Scan the material below for lines with the word "index" and report how many there are, with nothing added.

---+---

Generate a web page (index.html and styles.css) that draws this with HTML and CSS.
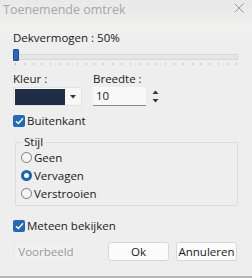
FILE: index.html
```html
<!DOCTYPE html>
<html>
<head>
<meta charset="utf-8">
<link rel="stylesheet" href="styles.css">
</head>
<body>
<div class="dialog">
  <div class="titlebar">
    <span class="title">Toenemende omtrek</span>
    <span class="close">
      <svg width="10" height="10" viewBox="0 0 10 10"><path d="M0.5 0.5L9.5 9.5M9.5 0.5L0.5 9.5" stroke="#9a9a9a" stroke-width="1"/></svg>
    </span>
  </div>
  <div class="content">
    <div class="label">Dekvermogen : 50%</div>
    <div class="slider">
      <div class="track"></div>
      <div class="thumb"></div>
      <div class="ticks">
        <i class="t1"></i><i></i><i></i><i></i><i></i><i></i><i></i><i></i><i></i><i></i><i></i><i></i><i></i><i></i><i></i><i></i><i></i><i></i><i></i><i></i><i></i><i></i><i></i><i></i><i></i><i></i>
      </div>
    </div>
    <div class="row2">
      <div class="col-color">
        <div class="label small">Kleur :</div>
        <div class="colorpick">
          <div class="swatch"></div>
          <span class="dd">
            <svg width="6" height="4" viewBox="0 0 6 4"><path d="M0 0H6L3 3.5Z" fill="#333"/></svg>
          </span>
        </div>
      </div>
      <div class="col-width">
        <div class="label small">Breedte :</div>
        <div class="numrow">
          <div class="num">10</div>
          <div class="spin">
            <svg width="7" height="16" viewBox="0 0 7 16"><path d="M0.5 5H6.5L3.5 1.5Z" fill="#333"/><path d="M0.5 10H6.5L3.5 13.5Z" fill="#333"/></svg>
          </div>
        </div>
      </div>
    </div>
    <label class="check first"><span class="box"><svg width="9" height="8" viewBox="0 0 9 8"><path d="M1 4.2L3.4 6.5L8 1.3" stroke="#fff" stroke-width="1.4" fill="none"/></svg></span>Buitenkant</label>
    <fieldset class="group">
      <legend>Stijl</legend>
      <div class="radio"><span class="rb"></span>Geen</div>
      <div class="radio"><span class="rb on"></span>Vervagen</div>
      <div class="radio"><span class="rb"></span>Verstrooien</div>
    </fieldset>
    <label class="check second"><span class="box"><svg width="9" height="8" viewBox="0 0 9 8"><path d="M1 4.2L3.4 6.5L8 1.3" stroke="#fff" stroke-width="1.4" fill="none"/></svg></span>Meteen bekijken</label>
    <div class="buttons">
      <div class="btn disabled">Voorbeeld</div>
      <div class="spacer"></div>
      <div class="btn ok">Ok</div>
      <div class="btn cancel">Annuleren</div>
    </div>
  </div>
</div>
</body>
</html>
```
FILE: styles.css
```css
html, body {
  margin: 0;
  padding: 0;
}
body {
  width: 252px;
  height: 278px;
  overflow: hidden;
  font-family: "Open Sans", "Noto Sans", sans-serif;
  font-size: 11.5px;
  color: #1a1a1a;
  background:
    linear-gradient(90deg, rgba(255,255,255,0) 0, rgba(255,255,255,0) 80px, rgba(255,255,255,0.35) 85px, rgba(255,255,255,0.35) 250px, rgba(255,255,255,0) 250px),
    #ececec;
}
.dialog {
  width: 252px;
  height: 278px;
  display: flex;
  flex-direction: column;
  box-sizing: border-box;
  border-bottom: 2px solid #b8b8b8;
}
.titlebar {
  height: 22px;
  display: flex;
  align-items: flex-start;
  justify-content: space-between;
  padding: 0 8px 0 3px;
  background: linear-gradient(180deg, #e9e9e9, #ededed);
}
.title {
  color: #a7a7a7;
  font-size: 12.5px;
  line-height: 20px;
}
.close {
  display: flex;
  padding-top: 3px;
}
.content {
  padding: 8px 13px 0 13px;
  display: flex;
  flex-direction: column;
  flex: 1;
  background: linear-gradient(180deg, #f1f1ee 0, #f0f0ee 8px, #eeeeee 18px);
}
.label {
  line-height: 16px;
}
.label.small {
  line-height: 14px;
}
.slider {
  position: relative;
  height: 16px;
  margin-top: 3px;
}
.track {
  position: absolute;
  left: 2px;
  right: 1px;
  top: 5px;
  height: 4px;
  background: #e6e6e6;
  border: 1px solid #d8d8d8;
  border-radius: 1px;
}
.thumb {
  position: absolute;
  left: 0;
  top: 0;
  width: 4px;
  height: 10px;
  background: #2d67b8;
  border: 1px solid #1a4f9a;
  border-radius: 1px;
}
.ticks {
  position: absolute;
  left: 2px;
  right: 2px;
  top: 14px;
  display: flex;
  justify-content: space-between;
}
.ticks i {
  display: block;
  width: 1px;
  height: 2px;
  background: #c4c4c4;
}
.ticks i.t1 {
  background: #e8a86a;
}
.row2 {
  display: flex;
  margin-top: 7px;
}
.col-color {
  width: 80px;
}
.colorpick {
  margin-top: 1px;
  width: 69px;
  height: 19px;
  box-sizing: border-box;
  border: 1px solid #e2e2e2;
  background: #f7f7f7;
  display: flex;
  align-items: center;
  padding: 1px 1px;
}
.swatch {
  width: 50px;
  height: 16px;
  background: #1e2c44;
}
.dd {
  flex: 1;
  display: flex;
  justify-content: center;
  padding-top: 1px;
}
.col-width {
  flex: 1;
}
.numrow {
  display: flex;
  align-items: center;
  margin-top: 1px;
}
.num {
  width: 53px;
  height: 19px;
  box-sizing: border-box;
  background: #f8f8f6;
  border-bottom: 1px solid #8a8a8a;
  padding: 1px 0 0 3px;
  line-height: 16px;
}
.spin {
  display: flex;
  margin-left: 6px;
}
.check {
  display: flex;
  align-items: center;
  line-height: 16px;
}
.check.first {
  margin-top: 7px;
}
.check.second {
  margin-top: 12px;
}
.box {
  width: 12px;
  height: 12px;
  border-radius: 2px;
  background: #2469b6;
  display: flex;
  align-items: center;
  justify-content: center;
  margin-right: 2px;
}
.group {
  margin: 7px 1px 0 2px;
  padding: 0 6px 3px 5px;
  border: 1px solid #dcdcdc;
  border-radius: 1px;
}
.group legend {
  padding: 0 2px;
  margin-left: 1px;
  line-height: 12px;
}
.radio {
  display: flex;
  align-items: center;
  height: 18px;
}
.rb {
  width: 11px;
  height: 11px;
  border-radius: 50%;
  border: 1px solid #7a7a7a;
  background: #f4f4f4;
  margin-right: 2px;
  box-sizing: border-box;
}
.rb.on {
  border: 3px solid #1f62ad;
  background: #ffffff;
}
.buttons {
  display: flex;
  margin-top: 8px;
}
.btn {
  height: 19px;
  line-height: 18px;
  text-align: center;
  box-sizing: border-box;
  border: 1px solid #d7d7d7;
  border-radius: 3px;
  background: #fbfbfb;
}
.btn.disabled {
  width: 64px;
  margin-left: 1px;
  color: #9a9a9a;
  background: #f0f0f0;
  border-color: #ebebeb;
}
.spacer {
  flex: 1;
}
.btn.ok {
  width: 61px;
  margin-right: 7px;
}
.btn.cancel {
  width: 61px;
  margin-right: 2px;
}
```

---+---

● Task output:
2